• **Given exercise**
Write out the material again word for word, dropping any images it holds.

━━ Raw data

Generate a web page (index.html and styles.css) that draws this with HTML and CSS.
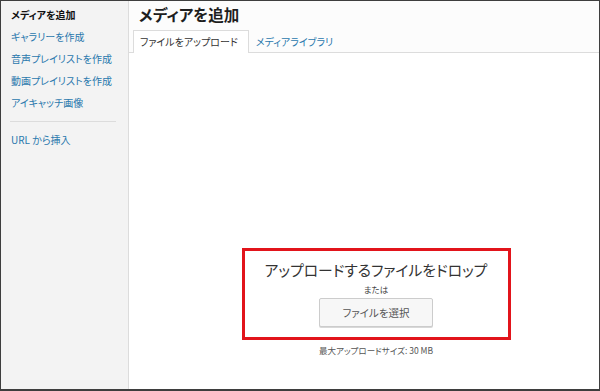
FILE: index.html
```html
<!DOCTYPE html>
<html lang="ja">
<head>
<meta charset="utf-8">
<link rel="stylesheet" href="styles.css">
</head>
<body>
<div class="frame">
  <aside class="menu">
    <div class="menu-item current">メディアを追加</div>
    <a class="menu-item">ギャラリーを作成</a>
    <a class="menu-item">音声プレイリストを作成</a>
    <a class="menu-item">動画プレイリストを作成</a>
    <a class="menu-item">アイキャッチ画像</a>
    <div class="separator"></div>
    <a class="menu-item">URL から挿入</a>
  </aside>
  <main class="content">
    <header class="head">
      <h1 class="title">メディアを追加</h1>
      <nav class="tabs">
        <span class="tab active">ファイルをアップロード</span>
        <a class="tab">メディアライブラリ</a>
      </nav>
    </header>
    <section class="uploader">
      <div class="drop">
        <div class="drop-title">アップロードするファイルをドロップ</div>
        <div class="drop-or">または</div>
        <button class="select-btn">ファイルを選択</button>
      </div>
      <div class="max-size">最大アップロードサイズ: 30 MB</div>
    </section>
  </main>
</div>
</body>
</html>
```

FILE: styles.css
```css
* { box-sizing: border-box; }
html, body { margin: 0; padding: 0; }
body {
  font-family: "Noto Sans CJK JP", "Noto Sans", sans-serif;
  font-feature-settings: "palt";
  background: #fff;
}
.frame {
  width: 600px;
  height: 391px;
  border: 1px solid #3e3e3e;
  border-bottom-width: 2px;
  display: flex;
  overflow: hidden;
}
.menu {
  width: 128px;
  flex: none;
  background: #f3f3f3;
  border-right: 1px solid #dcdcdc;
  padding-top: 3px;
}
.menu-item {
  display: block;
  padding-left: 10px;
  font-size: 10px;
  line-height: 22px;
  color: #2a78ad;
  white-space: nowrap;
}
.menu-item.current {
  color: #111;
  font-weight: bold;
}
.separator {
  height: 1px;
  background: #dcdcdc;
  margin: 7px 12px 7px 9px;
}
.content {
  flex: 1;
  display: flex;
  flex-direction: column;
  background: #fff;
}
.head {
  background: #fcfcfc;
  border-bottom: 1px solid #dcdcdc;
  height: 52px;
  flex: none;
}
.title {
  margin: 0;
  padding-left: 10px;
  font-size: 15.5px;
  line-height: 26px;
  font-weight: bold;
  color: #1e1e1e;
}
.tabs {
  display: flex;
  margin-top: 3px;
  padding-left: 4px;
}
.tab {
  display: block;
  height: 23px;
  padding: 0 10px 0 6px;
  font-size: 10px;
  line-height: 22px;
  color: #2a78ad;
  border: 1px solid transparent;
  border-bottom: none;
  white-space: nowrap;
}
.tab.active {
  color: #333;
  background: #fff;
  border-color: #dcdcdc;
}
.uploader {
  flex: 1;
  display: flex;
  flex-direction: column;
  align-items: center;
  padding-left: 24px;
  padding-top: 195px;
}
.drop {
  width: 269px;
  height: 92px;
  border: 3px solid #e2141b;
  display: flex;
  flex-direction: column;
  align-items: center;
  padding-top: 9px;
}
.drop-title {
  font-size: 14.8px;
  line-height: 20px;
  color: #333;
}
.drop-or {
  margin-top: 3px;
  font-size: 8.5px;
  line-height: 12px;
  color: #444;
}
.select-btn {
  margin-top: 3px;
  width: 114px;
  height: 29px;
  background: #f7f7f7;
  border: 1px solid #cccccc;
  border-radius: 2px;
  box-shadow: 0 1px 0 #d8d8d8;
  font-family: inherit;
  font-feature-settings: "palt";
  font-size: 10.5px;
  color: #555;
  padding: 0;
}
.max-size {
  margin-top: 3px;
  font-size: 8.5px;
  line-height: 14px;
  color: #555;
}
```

━━━━

• **The result**
Generate a web page (index.html and styles.css) that draws this with HTML and CSS.
FILE: index.html
```html
<!DOCTYPE html>
<html lang="ja">
<head>
<meta charset="utf-8">
<link rel="stylesheet" href="styles.css">
</head>
<body>
<div class="frame">
  <aside class="menu">
    <div class="menu-item current">メディアを追加</div>
    <a class="menu-item">ギャラリーを作成</a>
    <a class="menu-item">音声プレイリストを作成</a>
    <a class="menu-item">動画プレイリストを作成</a>
    <a class="menu-item">アイキャッチ画像</a>
    <div class="separator"></div>
    <a class="menu-item">URL から挿入</a>
  </aside>
  <main class="content">
    <header class="head">
      <h1 class="title">メディアを追加</h1>
      <nav class="tabs">
        <span class="tab active">ファイルをアップロード</span>
        <a class="tab">メディアライブラリ</a>
      </nav>
    </header>
    <section class="uploader">
      <div class="drop">
        <div class="drop-title">アップロードするファイルをドロップ</div>
        <div class="drop-or">または</div>
        <button class="select-btn">ファイルを選択</button>
      </div>
      <div class="max-size">最大アップロードサイズ: 30 MB</div>
    </section>
  </main>
</div>
</body>
</html>
```

FILE: styles.css
```css
* { box-sizing: border-box; }
html, body { margin: 0; padding: 0; }
body {
  font-family: "Noto Sans CJK JP", "Noto Sans", sans-serif;
  font-feature-settings: "palt";
  background: #fff;
}
.frame {
  width: 600px;
  height: 391px;
  border: 1px solid #3e3e3e;
  border-bottom-width: 2px;
  display: flex;
  overflow: hidden;
}
.menu {
  width: 128px;
  flex: none;
  background: #f3f3f3;
  border-right: 1px solid #dcdcdc;
  padding-top: 3px;
}
.menu-item {
  display: block;
  padding-left: 10px;
  font-size: 10px;
  line-height: 22px;
  color: #2a78ad;
  white-space: nowrap;
}
.menu-item.current {
  color: #111;
  font-weight: bold;
}
.separator {
  height: 1px;
  background: #dcdcdc;
  margin: 7px 12px 7px 9px;
}
.content {
  flex: 1;
  display: flex;
  flex-direction: column;
  background: #fff;
}
.head {
  background: #fcfcfc;
  border-bottom: 1px solid #dcdcdc;
  height: 52px;
  flex: none;
}
.title {
  margin: 0;
  padding-left: 10px;
  font-size: 15.5px;
  line-height: 26px;
  font-weight: bold;
  color: #1e1e1e;
}
.tabs {
  display: flex;
  margin-top: 3px;
  padding-left: 4px;
}
.tab {
  display: block;
  height: 23px;
  padding: 0 10px 0 6px;
  font-size: 10px;
  line-height: 22px;
  color: #2a78ad;
  border: 1px solid transparent;
  border-bottom: none;
  white-space: nowrap;
}
.tab.active {
  color: #333;
  background: #fff;
  border-color: #dcdcdc;
}
.uploader {
  flex: 1;
  display: flex;
  flex-direction: column;
  align-items: center;
  padding-left: 24px;
  padding-top: 195px;
}
.drop {
  width: 269px;
  height: 92px;
  border: 3px solid #e2141b;
  display: flex;
  flex-direction: column;
  align-items: center;
  padding-top: 9px;
}
.drop-title {
  font-size: 14.8px;
  line-height: 20px;
  color: #333;
}
.drop-or {
  margin-top: 3px;
  font-size: 8.5px;
  line-height: 12px;
  color: #444;
}
.select-btn {
  margin-top: 3px;
  width: 114px;
  height: 29px;
  background: #f7f7f7;
  border: 1px solid #cccccc;
  border-radius: 2px;
  box-shadow: 0 1px 0 #d8d8d8;
  font-family: inherit;
  font-feature-settings: "palt";
  font-size: 10.5px;
  color: #555;
  padding: 0;
}
.max-size {
  margin-top: 3px;
  font-size: 8.5px;
  line-height: 14px;
  color: #555;
}
```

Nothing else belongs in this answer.